Records with interface code:

━━━━━━━━━━━━━━━━

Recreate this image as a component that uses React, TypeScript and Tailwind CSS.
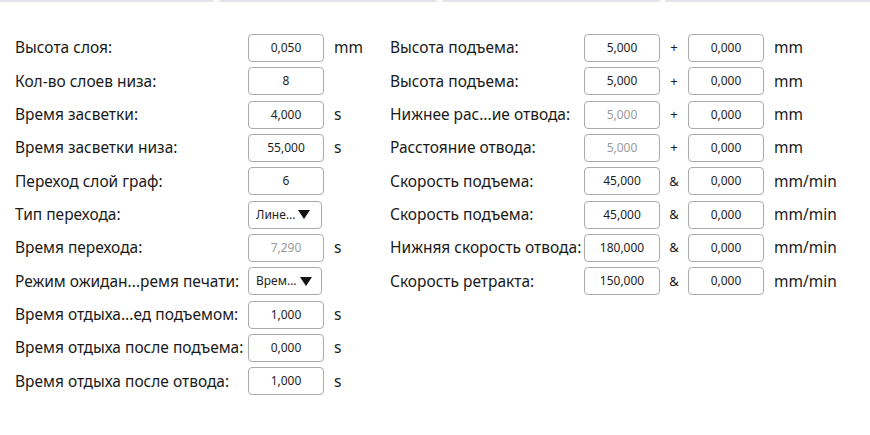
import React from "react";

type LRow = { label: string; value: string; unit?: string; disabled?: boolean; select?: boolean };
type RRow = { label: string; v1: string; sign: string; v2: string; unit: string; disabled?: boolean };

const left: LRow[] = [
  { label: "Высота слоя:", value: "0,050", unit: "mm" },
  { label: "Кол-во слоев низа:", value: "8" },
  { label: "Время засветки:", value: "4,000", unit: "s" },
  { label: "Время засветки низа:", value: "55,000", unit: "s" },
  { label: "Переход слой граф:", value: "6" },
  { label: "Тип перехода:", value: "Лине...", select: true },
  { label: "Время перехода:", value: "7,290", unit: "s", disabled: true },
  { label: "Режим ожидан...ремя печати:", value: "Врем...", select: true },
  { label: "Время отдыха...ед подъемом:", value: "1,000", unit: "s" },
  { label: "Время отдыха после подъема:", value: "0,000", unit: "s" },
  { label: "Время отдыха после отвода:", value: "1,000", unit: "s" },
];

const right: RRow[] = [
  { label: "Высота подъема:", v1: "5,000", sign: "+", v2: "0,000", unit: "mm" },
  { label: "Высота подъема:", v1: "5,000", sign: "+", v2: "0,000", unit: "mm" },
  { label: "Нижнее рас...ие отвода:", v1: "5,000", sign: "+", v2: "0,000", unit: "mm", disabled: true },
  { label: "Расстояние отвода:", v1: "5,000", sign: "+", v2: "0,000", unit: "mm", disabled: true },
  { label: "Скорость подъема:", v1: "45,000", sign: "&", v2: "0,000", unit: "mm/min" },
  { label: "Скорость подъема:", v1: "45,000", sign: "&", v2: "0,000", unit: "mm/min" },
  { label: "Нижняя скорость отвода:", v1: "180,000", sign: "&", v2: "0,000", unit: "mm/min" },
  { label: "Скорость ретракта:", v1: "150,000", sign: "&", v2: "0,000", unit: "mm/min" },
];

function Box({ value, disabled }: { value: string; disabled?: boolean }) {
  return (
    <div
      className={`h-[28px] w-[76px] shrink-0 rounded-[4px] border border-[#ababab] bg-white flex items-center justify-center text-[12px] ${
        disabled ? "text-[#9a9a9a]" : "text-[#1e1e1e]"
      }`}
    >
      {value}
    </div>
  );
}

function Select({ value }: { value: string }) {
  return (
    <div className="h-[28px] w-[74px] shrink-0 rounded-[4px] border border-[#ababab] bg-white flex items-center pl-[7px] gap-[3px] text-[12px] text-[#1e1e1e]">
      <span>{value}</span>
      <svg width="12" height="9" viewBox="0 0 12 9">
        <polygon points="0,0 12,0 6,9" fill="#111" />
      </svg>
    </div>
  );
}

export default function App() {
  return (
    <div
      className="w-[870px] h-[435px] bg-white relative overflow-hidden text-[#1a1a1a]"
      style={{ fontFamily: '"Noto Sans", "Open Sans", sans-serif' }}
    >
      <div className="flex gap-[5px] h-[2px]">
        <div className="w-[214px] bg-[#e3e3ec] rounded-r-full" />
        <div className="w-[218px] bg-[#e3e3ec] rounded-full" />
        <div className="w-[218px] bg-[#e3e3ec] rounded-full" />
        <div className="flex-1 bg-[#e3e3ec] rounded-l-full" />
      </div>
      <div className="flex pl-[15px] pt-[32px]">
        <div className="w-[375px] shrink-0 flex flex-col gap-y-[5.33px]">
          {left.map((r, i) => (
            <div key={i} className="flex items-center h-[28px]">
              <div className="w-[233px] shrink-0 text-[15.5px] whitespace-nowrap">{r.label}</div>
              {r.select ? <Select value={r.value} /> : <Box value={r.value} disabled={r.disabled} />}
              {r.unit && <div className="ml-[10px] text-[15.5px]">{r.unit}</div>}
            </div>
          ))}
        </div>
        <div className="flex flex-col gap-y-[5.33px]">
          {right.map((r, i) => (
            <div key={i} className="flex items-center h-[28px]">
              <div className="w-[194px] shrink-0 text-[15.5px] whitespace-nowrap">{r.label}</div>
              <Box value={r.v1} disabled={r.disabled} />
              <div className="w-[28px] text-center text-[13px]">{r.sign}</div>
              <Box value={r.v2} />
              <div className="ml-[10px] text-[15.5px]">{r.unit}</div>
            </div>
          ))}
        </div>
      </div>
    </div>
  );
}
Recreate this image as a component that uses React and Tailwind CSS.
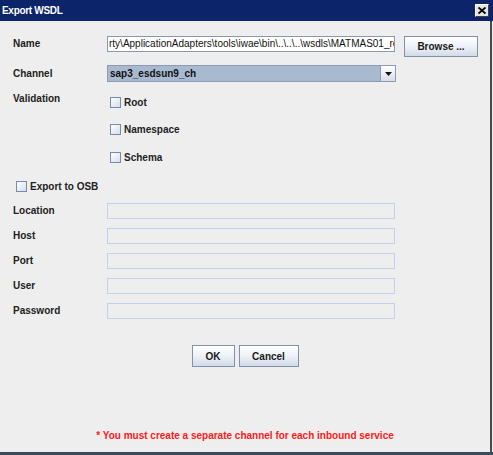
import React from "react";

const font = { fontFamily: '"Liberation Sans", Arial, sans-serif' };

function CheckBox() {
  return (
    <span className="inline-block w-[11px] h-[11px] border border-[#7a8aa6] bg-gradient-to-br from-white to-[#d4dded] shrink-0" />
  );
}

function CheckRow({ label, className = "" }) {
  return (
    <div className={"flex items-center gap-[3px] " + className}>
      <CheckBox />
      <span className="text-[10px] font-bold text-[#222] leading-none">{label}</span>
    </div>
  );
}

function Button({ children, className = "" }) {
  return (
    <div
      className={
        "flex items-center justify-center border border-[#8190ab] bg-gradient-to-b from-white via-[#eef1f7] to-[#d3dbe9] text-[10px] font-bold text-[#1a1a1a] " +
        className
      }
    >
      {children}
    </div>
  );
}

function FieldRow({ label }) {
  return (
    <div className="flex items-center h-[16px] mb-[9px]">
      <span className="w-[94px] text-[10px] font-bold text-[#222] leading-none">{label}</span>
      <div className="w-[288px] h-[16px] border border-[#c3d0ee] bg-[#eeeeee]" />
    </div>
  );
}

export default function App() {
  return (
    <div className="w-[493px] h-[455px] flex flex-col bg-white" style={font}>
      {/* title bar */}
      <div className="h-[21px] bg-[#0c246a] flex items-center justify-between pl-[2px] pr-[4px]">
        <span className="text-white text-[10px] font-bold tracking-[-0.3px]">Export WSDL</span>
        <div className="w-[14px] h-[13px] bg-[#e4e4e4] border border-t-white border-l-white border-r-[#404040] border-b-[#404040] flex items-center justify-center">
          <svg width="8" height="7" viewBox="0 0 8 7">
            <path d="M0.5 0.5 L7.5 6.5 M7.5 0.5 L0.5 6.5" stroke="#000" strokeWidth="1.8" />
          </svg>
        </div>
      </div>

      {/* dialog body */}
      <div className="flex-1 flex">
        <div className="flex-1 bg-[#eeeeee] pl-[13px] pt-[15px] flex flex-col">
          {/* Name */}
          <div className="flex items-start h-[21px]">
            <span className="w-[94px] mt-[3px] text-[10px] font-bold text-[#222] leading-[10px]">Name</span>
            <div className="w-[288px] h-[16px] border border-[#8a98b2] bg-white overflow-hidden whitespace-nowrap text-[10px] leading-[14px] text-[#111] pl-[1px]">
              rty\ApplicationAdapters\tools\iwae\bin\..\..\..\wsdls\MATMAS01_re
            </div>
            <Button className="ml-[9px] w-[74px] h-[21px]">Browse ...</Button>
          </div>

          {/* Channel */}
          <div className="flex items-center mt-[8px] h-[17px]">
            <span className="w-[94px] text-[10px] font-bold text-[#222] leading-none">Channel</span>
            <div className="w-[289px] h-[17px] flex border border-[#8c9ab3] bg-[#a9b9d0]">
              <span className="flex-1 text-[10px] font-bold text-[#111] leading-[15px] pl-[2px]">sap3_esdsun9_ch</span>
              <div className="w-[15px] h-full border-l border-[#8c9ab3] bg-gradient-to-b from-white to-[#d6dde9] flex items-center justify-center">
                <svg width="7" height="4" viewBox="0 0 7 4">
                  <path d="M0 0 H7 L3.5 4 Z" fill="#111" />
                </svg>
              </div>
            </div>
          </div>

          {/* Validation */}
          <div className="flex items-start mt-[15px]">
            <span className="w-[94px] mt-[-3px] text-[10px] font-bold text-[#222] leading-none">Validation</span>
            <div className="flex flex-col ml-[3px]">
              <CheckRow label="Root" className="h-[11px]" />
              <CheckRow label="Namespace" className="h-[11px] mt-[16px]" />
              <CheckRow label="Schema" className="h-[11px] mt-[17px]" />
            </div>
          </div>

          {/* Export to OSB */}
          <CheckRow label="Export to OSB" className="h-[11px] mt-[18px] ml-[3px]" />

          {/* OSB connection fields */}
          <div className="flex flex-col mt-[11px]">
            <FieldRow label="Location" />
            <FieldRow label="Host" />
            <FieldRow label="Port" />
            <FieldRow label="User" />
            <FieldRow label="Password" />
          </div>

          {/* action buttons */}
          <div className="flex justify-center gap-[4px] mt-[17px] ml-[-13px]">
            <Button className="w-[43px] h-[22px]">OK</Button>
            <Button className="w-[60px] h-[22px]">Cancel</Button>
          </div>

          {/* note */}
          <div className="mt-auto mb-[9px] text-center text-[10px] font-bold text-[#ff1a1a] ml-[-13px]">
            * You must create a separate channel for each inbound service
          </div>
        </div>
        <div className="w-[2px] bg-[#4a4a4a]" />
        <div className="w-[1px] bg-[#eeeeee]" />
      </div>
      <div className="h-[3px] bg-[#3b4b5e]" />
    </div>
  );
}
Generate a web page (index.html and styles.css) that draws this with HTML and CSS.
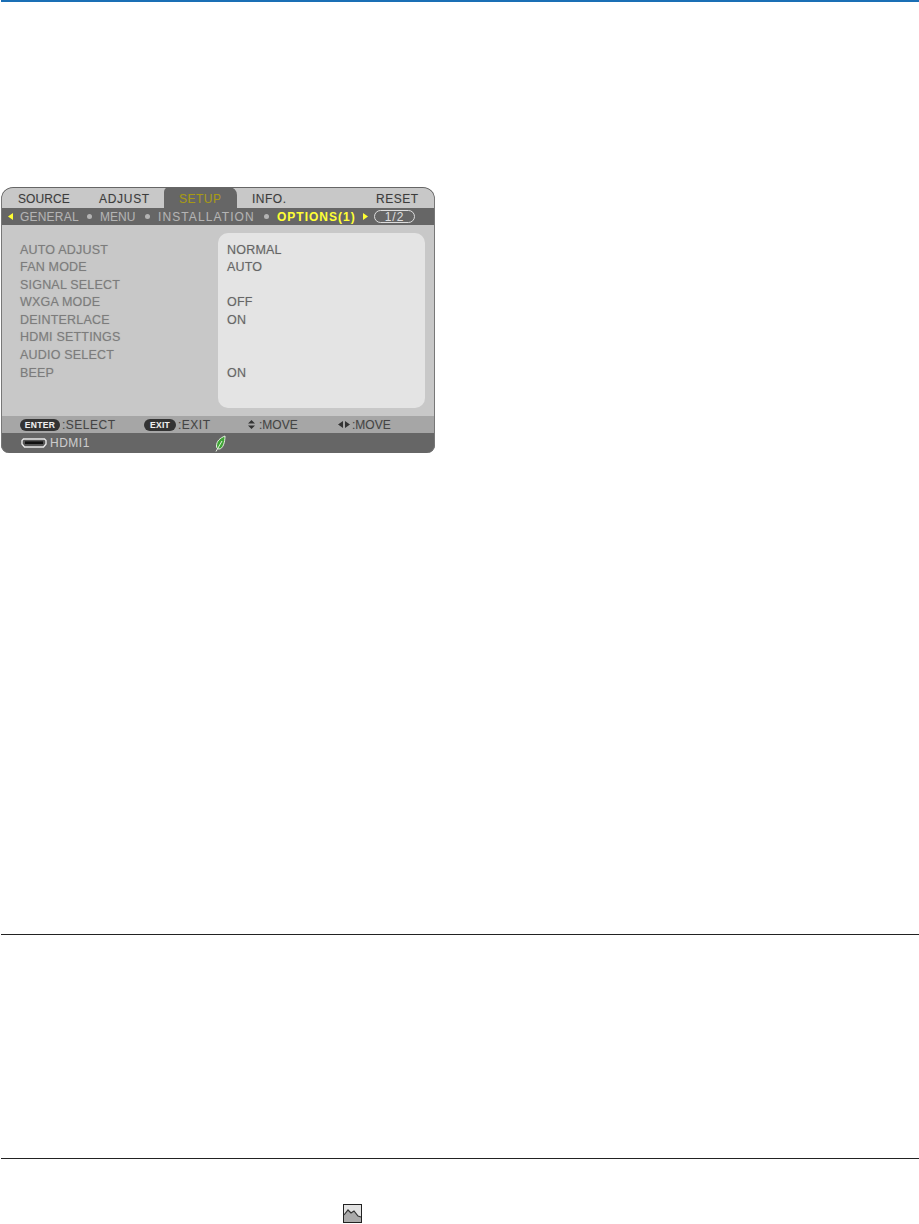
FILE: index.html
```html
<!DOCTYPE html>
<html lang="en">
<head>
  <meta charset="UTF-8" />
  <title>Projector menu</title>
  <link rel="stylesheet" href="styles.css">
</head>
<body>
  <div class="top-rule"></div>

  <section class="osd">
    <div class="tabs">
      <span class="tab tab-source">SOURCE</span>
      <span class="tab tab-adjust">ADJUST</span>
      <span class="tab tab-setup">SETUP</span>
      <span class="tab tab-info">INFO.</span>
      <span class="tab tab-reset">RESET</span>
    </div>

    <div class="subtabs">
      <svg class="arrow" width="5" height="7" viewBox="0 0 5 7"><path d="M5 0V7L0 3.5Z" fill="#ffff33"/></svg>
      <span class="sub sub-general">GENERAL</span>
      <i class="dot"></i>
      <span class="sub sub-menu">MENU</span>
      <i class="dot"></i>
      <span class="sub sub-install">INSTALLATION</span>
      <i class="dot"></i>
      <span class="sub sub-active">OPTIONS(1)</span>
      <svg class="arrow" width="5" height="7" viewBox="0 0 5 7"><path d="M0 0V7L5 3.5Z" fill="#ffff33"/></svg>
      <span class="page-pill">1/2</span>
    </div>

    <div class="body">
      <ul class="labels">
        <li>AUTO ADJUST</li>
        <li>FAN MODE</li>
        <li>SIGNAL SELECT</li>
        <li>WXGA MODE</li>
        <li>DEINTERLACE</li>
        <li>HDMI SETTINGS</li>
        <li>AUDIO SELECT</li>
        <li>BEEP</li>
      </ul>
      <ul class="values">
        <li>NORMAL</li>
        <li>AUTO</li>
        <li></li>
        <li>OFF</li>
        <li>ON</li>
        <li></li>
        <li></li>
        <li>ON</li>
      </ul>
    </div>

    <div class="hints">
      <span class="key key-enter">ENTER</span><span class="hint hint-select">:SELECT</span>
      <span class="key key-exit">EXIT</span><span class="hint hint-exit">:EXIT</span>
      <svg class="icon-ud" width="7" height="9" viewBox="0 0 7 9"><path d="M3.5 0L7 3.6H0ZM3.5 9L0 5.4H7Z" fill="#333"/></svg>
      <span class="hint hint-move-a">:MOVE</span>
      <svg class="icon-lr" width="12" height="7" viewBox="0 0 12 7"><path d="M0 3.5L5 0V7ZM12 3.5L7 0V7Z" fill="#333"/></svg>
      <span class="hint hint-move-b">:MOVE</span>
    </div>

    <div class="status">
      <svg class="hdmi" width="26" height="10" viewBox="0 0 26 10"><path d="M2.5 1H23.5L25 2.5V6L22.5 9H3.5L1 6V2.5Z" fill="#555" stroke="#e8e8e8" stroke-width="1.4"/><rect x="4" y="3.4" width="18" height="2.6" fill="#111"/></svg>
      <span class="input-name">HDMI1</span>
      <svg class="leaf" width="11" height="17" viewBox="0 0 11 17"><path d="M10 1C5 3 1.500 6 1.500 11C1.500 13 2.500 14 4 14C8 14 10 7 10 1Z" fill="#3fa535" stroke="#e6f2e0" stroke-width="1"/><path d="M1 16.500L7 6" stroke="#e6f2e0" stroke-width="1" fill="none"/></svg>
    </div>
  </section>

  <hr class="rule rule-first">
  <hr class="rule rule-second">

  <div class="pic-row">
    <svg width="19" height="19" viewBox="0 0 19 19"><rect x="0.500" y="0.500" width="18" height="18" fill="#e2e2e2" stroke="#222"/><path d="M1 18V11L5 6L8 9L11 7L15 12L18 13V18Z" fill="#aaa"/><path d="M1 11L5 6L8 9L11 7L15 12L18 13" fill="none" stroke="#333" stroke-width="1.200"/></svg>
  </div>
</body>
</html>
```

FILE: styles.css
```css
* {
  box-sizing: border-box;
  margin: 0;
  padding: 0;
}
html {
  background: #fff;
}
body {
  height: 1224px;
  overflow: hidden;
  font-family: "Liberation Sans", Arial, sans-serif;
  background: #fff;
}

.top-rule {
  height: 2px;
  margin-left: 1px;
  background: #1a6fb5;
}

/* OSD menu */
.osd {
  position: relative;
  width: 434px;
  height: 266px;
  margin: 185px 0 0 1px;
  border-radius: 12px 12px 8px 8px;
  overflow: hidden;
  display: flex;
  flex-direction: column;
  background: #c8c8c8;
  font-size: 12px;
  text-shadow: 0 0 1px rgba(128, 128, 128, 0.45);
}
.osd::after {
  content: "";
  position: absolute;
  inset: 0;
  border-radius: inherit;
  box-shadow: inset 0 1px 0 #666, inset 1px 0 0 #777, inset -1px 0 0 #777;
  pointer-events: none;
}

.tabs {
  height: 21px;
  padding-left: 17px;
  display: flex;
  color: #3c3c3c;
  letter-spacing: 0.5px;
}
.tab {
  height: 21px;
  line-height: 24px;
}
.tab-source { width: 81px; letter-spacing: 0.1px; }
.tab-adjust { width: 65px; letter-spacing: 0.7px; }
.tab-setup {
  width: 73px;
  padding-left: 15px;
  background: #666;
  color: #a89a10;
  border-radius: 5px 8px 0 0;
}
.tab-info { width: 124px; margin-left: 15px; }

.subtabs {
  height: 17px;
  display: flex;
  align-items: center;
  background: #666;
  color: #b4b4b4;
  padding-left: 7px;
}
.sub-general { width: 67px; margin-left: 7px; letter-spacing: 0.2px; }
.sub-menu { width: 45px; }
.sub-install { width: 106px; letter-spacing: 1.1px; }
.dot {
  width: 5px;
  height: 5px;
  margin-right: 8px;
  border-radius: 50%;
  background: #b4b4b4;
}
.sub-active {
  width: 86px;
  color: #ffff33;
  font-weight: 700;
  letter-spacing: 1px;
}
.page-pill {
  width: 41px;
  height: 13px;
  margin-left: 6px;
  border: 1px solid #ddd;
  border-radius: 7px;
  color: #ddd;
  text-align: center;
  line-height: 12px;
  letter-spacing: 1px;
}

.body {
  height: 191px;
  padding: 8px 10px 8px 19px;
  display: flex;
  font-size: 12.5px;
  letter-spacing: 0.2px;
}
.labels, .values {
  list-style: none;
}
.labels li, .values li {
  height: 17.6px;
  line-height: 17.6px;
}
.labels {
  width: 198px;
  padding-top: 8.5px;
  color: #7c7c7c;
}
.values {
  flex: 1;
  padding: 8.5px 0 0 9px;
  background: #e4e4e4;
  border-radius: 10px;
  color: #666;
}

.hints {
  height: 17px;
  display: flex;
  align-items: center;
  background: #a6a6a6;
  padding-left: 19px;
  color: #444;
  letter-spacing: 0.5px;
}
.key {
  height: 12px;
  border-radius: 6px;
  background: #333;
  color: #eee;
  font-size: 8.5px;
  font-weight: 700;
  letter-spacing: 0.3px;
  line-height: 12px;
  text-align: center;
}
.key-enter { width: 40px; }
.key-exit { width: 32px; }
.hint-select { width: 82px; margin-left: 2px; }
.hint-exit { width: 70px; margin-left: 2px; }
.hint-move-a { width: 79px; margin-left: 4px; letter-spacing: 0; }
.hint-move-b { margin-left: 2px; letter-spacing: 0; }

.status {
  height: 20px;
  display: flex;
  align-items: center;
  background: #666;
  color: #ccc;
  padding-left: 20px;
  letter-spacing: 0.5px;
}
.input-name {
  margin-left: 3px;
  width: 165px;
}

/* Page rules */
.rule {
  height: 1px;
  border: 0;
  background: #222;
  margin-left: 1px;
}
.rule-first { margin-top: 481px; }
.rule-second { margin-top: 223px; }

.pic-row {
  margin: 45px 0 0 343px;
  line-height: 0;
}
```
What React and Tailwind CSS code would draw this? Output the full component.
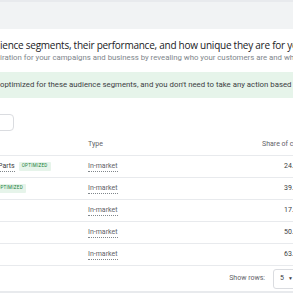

━━━━━━━━━━━━━━━━

TASK INSTRUCTIONS: Without the pictures, return the listing above from its first line through the line that has "string; v1: string;".

SOLVED EXERCISE:
Recreate this image as a component that uses React, TypeScript and Tailwind CSS.
import React from "react";

type LRow = { label: string; value: string; unit?: string; disabled?: boolean; select?: boolean };
type RRow = { label: string; v1: string; sign: string; v2: string; unit: string; disabled?: boolean };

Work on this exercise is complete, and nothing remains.